Investment Strategies

Tech Funds Show No Sign Of Bubble Trouble As Market Braces For Facebook IPO

Tom Burroughes Group Editor February 3, 2012

Tech Funds Show No Sign Of Bubble Trouble As Market Braces For Facebook IPO

The $5 billion planned initial public offering of social media giant Facebook may set some commentators talking about a “bubble,” but valuations among technology-based investment funds do not yet bear out these fears, figures show.

The web-based business led by chief executive Mark Zuckerberg could – according to some reports – raise as much as $10 billion from the flotation of its shares. Zuckerberg, whose youth and sartorial scruffiness is almost a parody of a typical north Californian technology entrepreneur, will control 56.9 per cent of the voting shares of a firm that is expected to be worth up to $100 billion when it goes public.

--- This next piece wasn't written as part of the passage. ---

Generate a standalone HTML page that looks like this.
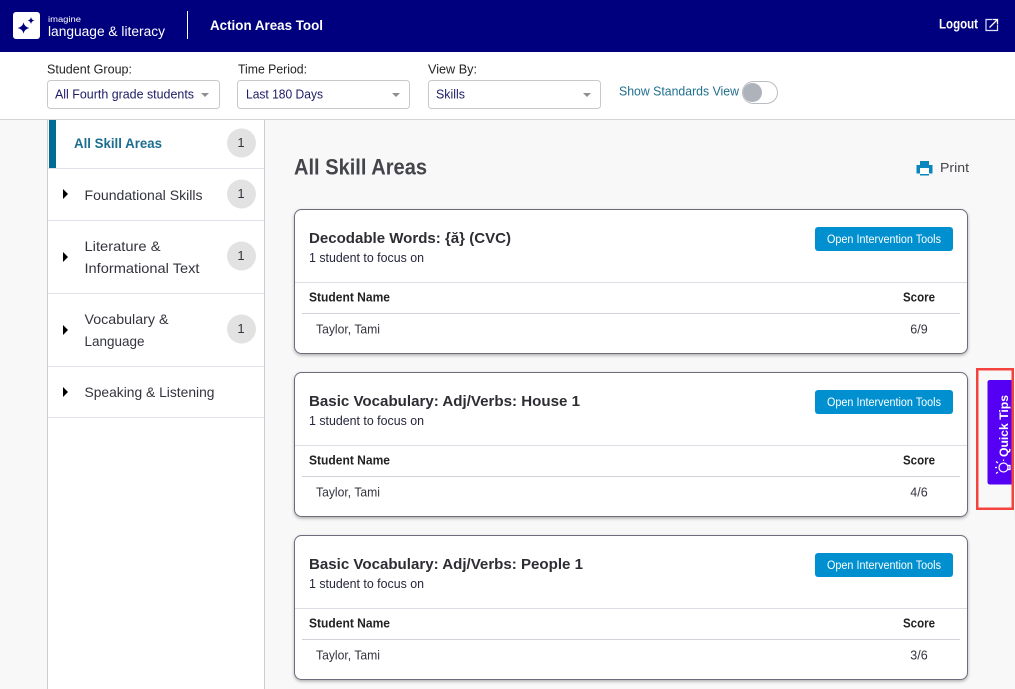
<!DOCTYPE html>
<html lang="en"><head><meta charset="utf-8"><title>Action Areas Tool</title>
<style>
html,body{margin:0;padding:0;width:1015px;height:689px;overflow:hidden;background:#f8f8f8}
svg{display:block;font-family:"Liberation Sans",sans-serif}
text{white-space:pre}
</style></head><body>
<svg width="1015" height="689" viewBox="0 0 1015 689" xmlns="http://www.w3.org/2000/svg">
<defs>
<filter id="sh" x="-5%" y="-5%" width="110%" height="115%"><feDropShadow dx="0" dy="1.5" stdDeviation="1.5" flood-color="#000" flood-opacity=".3"/></filter>
<g id="caret"><path d="M0 0L5 5L0 10Z" fill="#000"/></g>
<g id="tri"><path d="M0 0H8L4 4Z" fill="#8f8f8f"/></g>
<g id="btn"><rect x="815" y="227" width="138" height="24" rx="3" fill="#0090cf"/><text x="827" y="243" font-size="11.5" fill="#fff" textLength="114" lengthAdjust="spacingAndGlyphs">Open Intervention Tools</text></g>
</defs>
<rect width="1015" height="689" fill="#f8f8f8"/>
<!-- header -->
<rect width="1015" height="52" fill="#00007f"/>
<rect x="13" y="12" width="27" height="27" rx="3" fill="#fff"/>
<path d="M23.500 22.500Q24.500 27 29.500 28Q24.500 29 23.500 33.500Q22.500 29 17.500 28Q22.500 27 23.500 22.500Z" fill="#00007f"/>
<path d="M31 17Q31.500 20 34.500 20.500Q31.500 21 31 24Q30.500 21 27.500 20.500Q30.500 20 31 17Z" fill="#00007f"/>
<text x="48" y="22" font-size="8" fill="#fff" textLength="33" lengthAdjust="spacingAndGlyphs">imagine</text>
<text x="48" y="36" font-size="13.5" fill="#fff" textLength="117" lengthAdjust="spacingAndGlyphs">language &amp; literacy</text>
<rect x="187" y="11" width="1" height="28" fill="#fff"/>
<text x="210" y="30" font-size="13.5" font-weight="700" fill="#fff" textLength="113" lengthAdjust="spacingAndGlyphs">Action Areas Tool</text>
<text x="939" y="28.500" font-size="13.5" font-weight="700" fill="#fff" textLength="39" lengthAdjust="spacingAndGlyphs">Logout</text>
<path d="M992 19.500H986V30.500H997.500V25" fill="none" stroke="#dfe0f2" stroke-width="1.200"/>
<path d="M989.500 27.500L997 20M992.500 19.500H997.500V24.500" fill="none" stroke="#fff" stroke-width="1.300"/>
<!-- filter bar -->
<rect y="52" width="1015" height="67" fill="#fff"/>
<rect y="119" width="1015" height="1" fill="#d5d5d5"/>
<text x="47" y="73.500" font-size="12.5" fill="#222" textLength="85" lengthAdjust="spacingAndGlyphs">Student Group:</text>
<text x="238" y="73.500" font-size="12.5" fill="#222" textLength="69" lengthAdjust="spacingAndGlyphs">Time Period:</text>
<text x="428" y="73.500" font-size="12.5" fill="#222" textLength="49" lengthAdjust="spacingAndGlyphs">View By:</text>
<rect x="47.5" y="80.5" width="172" height="28" rx="3" fill="#fff" stroke="#c8c9cc"/>
<rect x="237.5" y="80.5" width="172" height="28" rx="3" fill="#fff" stroke="#c8c9cc"/>
<rect x="428.5" y="80.5" width="172" height="28" rx="3" fill="#fff" stroke="#c8c9cc"/>
<text x="55" y="98.500" font-size="12.5" fill="#1c1c66" textLength="139" lengthAdjust="spacingAndGlyphs">All Fourth grade students</text>
<text x="246" y="98.500" font-size="12.5" fill="#1c1c66" textLength="77" lengthAdjust="spacingAndGlyphs">Last 180 Days</text>
<text x="436" y="98.500" font-size="12.5" fill="#1c1c66" textLength="29" lengthAdjust="spacingAndGlyphs">Skills</text>
<use href="#tri" x="201" y="93"/><use href="#tri" x="392" y="93"/><use href="#tri" x="583" y="93"/>
<text x="619" y="95.500" font-size="12.5" fill="#1f6f8f" textLength="120" lengthAdjust="spacingAndGlyphs">Show Standards View</text>
<rect x="742.5" y="81.5" width="35" height="22" rx="11" fill="#fff" stroke="#b9bcc2"/>
<circle cx="752.500" cy="92.500" r="9.500" fill="#aeb2ba"/>
<!-- sidebar -->
<rect x="47" y="120" width="218" height="569" fill="#fff"/>
<rect x="47" y="120" width="1" height="569" fill="#c9ccd1"/>
<rect x="264" y="120" width="1" height="569" fill="#c9ccd1"/>
<rect x="49" y="120" width="7" height="48" fill="#006b94"/>
<g fill="#dfe2e8"><rect x="48" y="168" width="216" height="1"/><rect x="48" y="220" width="216" height="1"/><rect x="48" y="293" width="216" height="1"/><rect x="48" y="366" width="216" height="1"/><rect x="48" y="417" width="216" height="1"/></g>
<text x="74" y="148" font-size="13.5" font-weight="700" fill="#1c6e90" textLength="88" lengthAdjust="spacingAndGlyphs">All Skill Areas</text>
<g font-size="14" fill="#33343d">
<text x="84.500" y="200" textLength="118" lengthAdjust="spacingAndGlyphs">Foundational Skills</text>
<text x="84.500" y="251" textLength="76" lengthAdjust="spacingAndGlyphs">Literature &amp;</text>
<text x="84.500" y="273" textLength="115" lengthAdjust="spacingAndGlyphs">Informational Text</text>
<text x="84.500" y="324" textLength="84" lengthAdjust="spacingAndGlyphs">Vocabulary &amp;</text>
<text x="84.500" y="346" textLength="60" lengthAdjust="spacingAndGlyphs">Language</text>
<text x="84.500" y="397" textLength="130" lengthAdjust="spacingAndGlyphs">Speaking &amp; Listening</text>
</g>
<use href="#caret" x="63" y="189"/><use href="#caret" x="63" y="252"/><use href="#caret" x="63" y="325"/><use href="#caret" x="63" y="387"/>
<g fill="#e2e2e2"><circle cx="241.500" cy="143" r="14.500"/><circle cx="241.500" cy="194" r="14.500"/><circle cx="241.500" cy="256" r="14.500"/><circle cx="241.500" cy="329" r="14.500"/></g>
<g font-size="13" fill="#33343d" text-anchor="middle"><text x="241" y="147">1</text><text x="241" y="198">1</text><text x="241" y="260">1</text><text x="241" y="333">1</text></g>
<!-- main head -->
<text x="294" y="174.500" font-size="22" font-weight="700" fill="#44454b" textLength="133" lengthAdjust="spacingAndGlyphs">All Skill Areas</text>
<path d="M920 165V161H929V165H932.500V173.500H929V175.500H920V173.500H916.500V165Z" fill="#0a86bd"/>
<rect x="920" y="168" width="9" height="6" fill="#fff"/>
<text x="940" y="172" font-size="13" fill="#44454b" textLength="29" lengthAdjust="spacingAndGlyphs">Print</text>
<!-- card 1 -->
<g>
<rect x="294.500" y="209.500" width="673" height="144" rx="7" fill="#fff" stroke="#6c6c7c" filter="url(#sh)"/>
<use href="#btn"/>
<text x="309" y="243" font-size="15" font-weight="700" fill="#2d2d33" textLength="202" lengthAdjust="spacingAndGlyphs">Decodable Words: {ă} (CVC)</text>
<text x="309" y="262" font-size="12.500" fill="#26263c" textLength="115" lengthAdjust="spacingAndGlyphs">1 student to focus on</text>
<rect x="295" y="282" width="672" height="1" fill="#dcdce4"/>
<text x="309" y="301.500" font-size="12.500" font-weight="700" fill="#222" textLength="81" lengthAdjust="spacingAndGlyphs">Student Name</text>
<text x="903" y="301.500" font-size="12.500" font-weight="700" fill="#222" textLength="32" lengthAdjust="spacingAndGlyphs">Score</text>
<rect x="302" y="313" width="658" height="1" fill="#d2d2d8"/>
<text x="316" y="333.500" font-size="12.500" fill="#33343d" textLength="64" lengthAdjust="spacingAndGlyphs">Taylor, Tami</text>
<text x="919" y="333.500" font-size="12.500" fill="#33343d" text-anchor="middle">6/9</text>
</g>
<!-- card 2 -->
<g transform="translate(0,163)">
<rect x="294.500" y="209.500" width="673" height="144" rx="7" fill="#fff" stroke="#6c6c7c" filter="url(#sh)"/>
<use href="#btn"/>
<text x="309" y="243" font-size="15" font-weight="700" fill="#2d2d33" textLength="271" lengthAdjust="spacingAndGlyphs">Basic Vocabulary: Adj/Verbs: House 1</text>
<text x="309" y="262" font-size="12.500" fill="#26263c" textLength="115" lengthAdjust="spacingAndGlyphs">1 student to focus on</text>
<rect x="295" y="282" width="672" height="1" fill="#dcdce4"/>
<text x="309" y="301.500" font-size="12.500" font-weight="700" fill="#222" textLength="81" lengthAdjust="spacingAndGlyphs">Student Name</text>
<text x="903" y="301.500" font-size="12.500" font-weight="700" fill="#222" textLength="32" lengthAdjust="spacingAndGlyphs">Score</text>
<rect x="302" y="313" width="658" height="1" fill="#d2d2d8"/>
<text x="316" y="333.500" font-size="12.500" fill="#33343d" textLength="64" lengthAdjust="spacingAndGlyphs">Taylor, Tami</text>
<text x="919" y="333.500" font-size="12.500" fill="#33343d" text-anchor="middle">4/6</text>
</g>
<!-- card 3 -->
<g transform="translate(0,326)">
<rect x="294.500" y="209.500" width="673" height="144" rx="7" fill="#fff" stroke="#6c6c7c" filter="url(#sh)"/>
<use href="#btn"/>
<text x="309" y="243" font-size="15" font-weight="700" fill="#2d2d33" textLength="274" lengthAdjust="spacingAndGlyphs">Basic Vocabulary: Adj/Verbs: People 1</text>
<text x="309" y="262" font-size="12.500" fill="#26263c" textLength="115" lengthAdjust="spacingAndGlyphs">1 student to focus on</text>
<rect x="295" y="282" width="672" height="1" fill="#dcdce4"/>
<text x="309" y="301.500" font-size="12.500" font-weight="700" fill="#222" textLength="81" lengthAdjust="spacingAndGlyphs">Student Name</text>
<text x="903" y="301.500" font-size="12.500" font-weight="700" fill="#222" textLength="32" lengthAdjust="spacingAndGlyphs">Score</text>
<rect x="302" y="313" width="658" height="1" fill="#d2d2d8"/>
<text x="316" y="333.500" font-size="12.500" fill="#33343d" textLength="64" lengthAdjust="spacingAndGlyphs">Taylor, Tami</text>
<text x="919" y="333.500" font-size="12.500" fill="#33343d" text-anchor="middle">3/6</text>
</g>
<!-- quick tips -->
<path d="M1013 380H990Q987.500 380 987.500 382.500V482Q987.500 484.500 990 484.500H1013Z" fill="#5500f5"/>
<text transform="translate(1008,457) rotate(-90)" font-size="12" font-weight="700" fill="#fff" textLength="62" lengthAdjust="spacingAndGlyphs">Quick Tips</text>
<g fill="none" stroke="#fff" stroke-width="1.200">
<circle cx="1003.500" cy="467.500" r="4.500"/>
<path d="M1008 465.500H1010V469.500H1008"/>
<path d="M995 467.500H997M996 461.500L998 463M996 473.500L998 472M1003.500 459.500V461"/>
</g>
<!-- annotation -->
<rect x="977.250" y="369.250" width="35.500" height="139.500" fill="none" stroke="#f4433f" stroke-width="2.500"/>
<rect x="1014" y="360" width="1" height="160" fill="#f3f3f3"/>
</svg>
</body></html>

Such valuations, driven by the promise of vast advertising revenue and the site’s uses as a marketing and data tool, might set alarm bells ringing for those who recall some of the stock market surges that occurred in the late 1990s, which ended in a crash.

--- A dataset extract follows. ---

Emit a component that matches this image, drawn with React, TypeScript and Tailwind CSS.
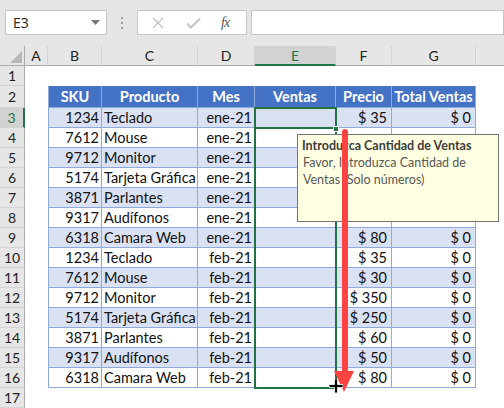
import React from "react";

const rows = [
  { sku: "1234", prod: "Teclado", mes: "ene-21", precio: "$ 35" },
  { sku: "7612", prod: "Mouse", mes: "ene-21", precio: "$ 30" },
  { sku: "9712", prod: "Monitor", mes: "ene-21", precio: "$ 350" },
  { sku: "5174", prod: "Tarjeta Gráfica", mes: "ene-21", precio: "$ 250" },
  { sku: "3871", prod: "Parlantes", mes: "ene-21", precio: "$ 60" },
  { sku: "9317", prod: "Audífonos", mes: "ene-21", precio: "$ 50" },
  { sku: "6318", prod: "Camara Web", mes: "ene-21", precio: "$ 80" },
  { sku: "1234", prod: "Teclado", mes: "feb-21", precio: "$ 35" },
  { sku: "7612", prod: "Mouse", mes: "feb-21", precio: "$ 30" },
  { sku: "9712", prod: "Monitor", mes: "feb-21", precio: "$ 350" },
  { sku: "5174", prod: "Tarjeta Gráfica", mes: "feb-21", precio: "$ 250" },
  { sku: "3871", prod: "Parlantes", mes: "feb-21", precio: "$ 60" },
  { sku: "9317", prod: "Audífonos", mes: "feb-21", precio: "$ 50" },
  { sku: "6318", prod: "Camara Web", mes: "feb-21", precio: "$ 80" },
];

function RowHead({ n, active, h = "h-[20px]" }: { n: number; active?: boolean; h?: string }) {
  return (
    <div
      className={`w-[25px] ${h} shrink-0 flex items-center justify-center border-b border-[#d4d4d4] text-[14px] ${
        active
          ? "bg-[#d2d2d2] text-[#217346] border-r-2 border-r-[#217346]"
          : "bg-[#e6e6e6] text-[#222] border-r border-r-[#ababab]"
      }`}
    >
      {n}
    </div>
  );
}

function ColHead({ label, w, active }: { label: string; w: string; active?: boolean }) {
  return (
    <div
      className={`${w} h-[20px] shrink-0 flex items-center justify-center text-[14px] border-r border-r-[#d4d4d4] ${
        active
          ? "bg-[#d2d2d2] text-[#217346] border-b-2 border-b-[#217346]"
          : "bg-[#e6e6e6] text-[#222] border-b border-b-[#ababab]"
      }`}
    >
      {label}
    </div>
  );
}

export default function App() {
  return (
    <div className="relative w-[504px] h-[408px] overflow-hidden bg-white font-['Lato',sans-serif] text-[#111]">
      {/* Formula bar */}
      <div className="h-[46px] bg-[#e6e6e6] flex items-start pt-[10px] pl-[5px]">
        <div className="w-[102px] h-[25px] bg-white border border-[#c6c6c6] flex items-center justify-between pl-[7px] pr-[6px]">
          <span className="text-[14px] font-['Open_Sans',sans-serif] text-[#222]">E3</span>
          <svg width="9" height="5" viewBox="0 0 9 5">
            <path d="M0 0h9L4.5 5z" fill="#777" />
          </svg>
        </div>
        <div className="w-[30px] h-[25px] flex flex-col items-center justify-center gap-[3px]">
          <span className="w-[2px] h-[2px] bg-[#a0a0a0]" />
          <span className="w-[2px] h-[2px] bg-[#a0a0a0]" />
          <span className="w-[2px] h-[2px] bg-[#a0a0a0]" />
        </div>
        <div className="w-[110px] h-[25px] bg-white border border-[#c6c6c6] flex items-center pl-[14px]">
          <svg width="12" height="12" viewBox="0 0 12 12">
            <path d="M1 1l10 10M11 1L1 11" stroke="#c3c3c3" strokeWidth="1.4" fill="none" />
          </svg>
          <svg width="15" height="12" viewBox="0 0 15 12" className="ml-[22px]">
            <path d="M1 6.5l4 4L14 1.5" stroke="#c3c3c3" strokeWidth="2" fill="none" />
          </svg>
          <span className="ml-[20px] text-[14px] italic font-['Liberation_Serif',serif] text-[#555] tracking-[-1px]">
            fx
          </span>
        </div>
        <div className="flex-1 h-[25px] bg-white border border-[#c6c6c6] ml-[4px]" />
      </div>

      {/* Column headers */}
      <div className="flex">
        <div className="w-[25px] h-[20px] shrink-0 bg-[#e6e6e6] border-r border-r-[#ababab] border-b border-b-[#ababab] flex items-end justify-end p-[2px]">
          <svg width="12" height="12" viewBox="0 0 12 12">
            <path d="M12 0v12H0z" fill="#b8b8b8" />
          </svg>
        </div>
        <ColHead label="A" w="w-[23px]" />
        <ColHead label="B" w="w-[54px]" />
        <ColHead label="C" w="w-[96px]" />
        <ColHead label="D" w="w-[57px]" />
        <ColHead label="E" w="w-[81px]" active />
        <ColHead label="F" w="w-[56px]" />
        <ColHead label="G" w="w-[84px]" />
        <ColHead label="" w="w-[40px]" />
      </div>

      {/* Row 1 */}
      <div className="flex">
        <RowHead n={1} />
        <div className="flex-1" />
      </div>

      {/* Row 2: table header */}
      <div className="flex text-[14.5px]">
        <RowHead n={2} h="h-[22px]" />
        <div className="w-[23px] shrink-0" />
        {[
          ["SKU", "w-[54px] border-l"],
          ["Producto", "w-[96px]"],
          ["Mes", "w-[57px]"],
          ["Ventas", "w-[81px]"],
          ["Precio", "w-[56px]"],
          ["Total Ventas", "w-[84px]"],
        ].map(([label, cls]) => (
          <div
            key={label}
            className={`${cls} h-[22px] shrink-0 bg-[#4472c4] text-white font-bold flex items-center justify-center border-r border-b border-[#8ea9db] whitespace-nowrap`}
          >
            {label}
          </div>
        ))}
      </div>

      {/* Data rows (F/G of rows 4-8 sit under the input message) */}
      {rows.map((r, i) => {
        const band = i % 2 === 0 ? "bg-[#d9e1f2]" : "bg-white";
        const cell = `h-[20px] shrink-0 flex items-center border-r border-b border-[#8ea9db] whitespace-nowrap overflow-hidden ${band}`;
        const covered = i >= 1 && i <= 5;
        return (
          <div key={i} className="flex text-[14.5px]">
            <RowHead n={i + 3} active={i === 0} />
            <div className="w-[23px] shrink-0" />
            <div className={`${cell} w-[54px] border-l justify-end pr-[2px]`}>{r.sku}</div>
            <div className={`${cell} w-[96px] pl-[2px]`}>{r.prod}</div>
            <div className={`${cell} w-[57px] justify-end pr-[2px]`}>{r.mes}</div>
            <div className={`${cell} w-[81px]`} />
            <div className={`${cell} w-[56px] justify-end pr-[4px]`}>{covered ? "" : r.precio}</div>
            <div className={`${cell} w-[84px] justify-end pr-[4px]`}>{covered ? "" : "$ 0"}</div>
          </div>
        );
      })}

      {/* Row 17 */}
      <div className="flex">
        <RowHead n={17} />
        <div className="flex-1" />
      </div>

      {/* Selection: range E3:E16 and active cell E3 */}
      <div className="absolute left-[254px] top-[107px] w-[83px] h-[282px] border-2 border-[#217346]" />
      <div className="absolute left-[254px] top-[107px] w-[83px] h-[22px] border-2 border-[#217346]" />
      <div className="absolute left-[333px] top-[126px] w-[6px] h-[6px] bg-[#217346] border border-white" />

      {/* Input message tooltip */}
      <div className="absolute left-[297px] top-[134px] w-[202px] h-[88px] bg-[#ffffe1] border border-[#767676] pl-[4px] pt-[2px] text-[12.5px] leading-[17px]">
        <div className="font-bold text-[#3c3c3c] whitespace-nowrap">Introduzca Cantidad de Ventas</div>
        <div className="text-[#595959] pl-[1px]">
          Favor, Introduzca Cantidad de
          <br />
          Ventas (Solo números)
        </div>
      </div>

      {/* Red arrow */}
      <svg className="absolute left-[332px] top-[126px]" width="24" height="268" viewBox="0 0 24 268">
        <path d="M10 6a3 3 0 0 1 6 0V246h-6z" fill="#ff4343" />
        <path d="M2 245h20l-10 21z" fill="#ff4343" />
      </svg>

      {/* Fill cursor */}
      <svg className="absolute left-[329px] top-[379px]" width="14" height="14" viewBox="0 0 14 14">
        <path d="M5.5 0h3v5.5H14v3H8.5V14h-3V8.5H0v-3h5.5z" fill="#000" stroke="#fff" strokeWidth="0.8" />
      </svg>
    </div>
  );
}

But the Association of Investment Companies, which represents funds such as investment trusts, says technology funds of the sort that might eventually hold Facebook shares are not showing signs of overvaluation. The average share price discount to net asset value on these UK-listed closed-ended vehicles was 9.8 per cent at the end of last year. One such vehicle, the Herald Investment Trust, had a discount to NAV of 19.32; the Polar Capital Technology Trust had a discount of 5.5 per cent and the RCM Technology Trust had a discount of 10.31 per cent, according to the AIC data. (Figures were taken from 31 December, 2011).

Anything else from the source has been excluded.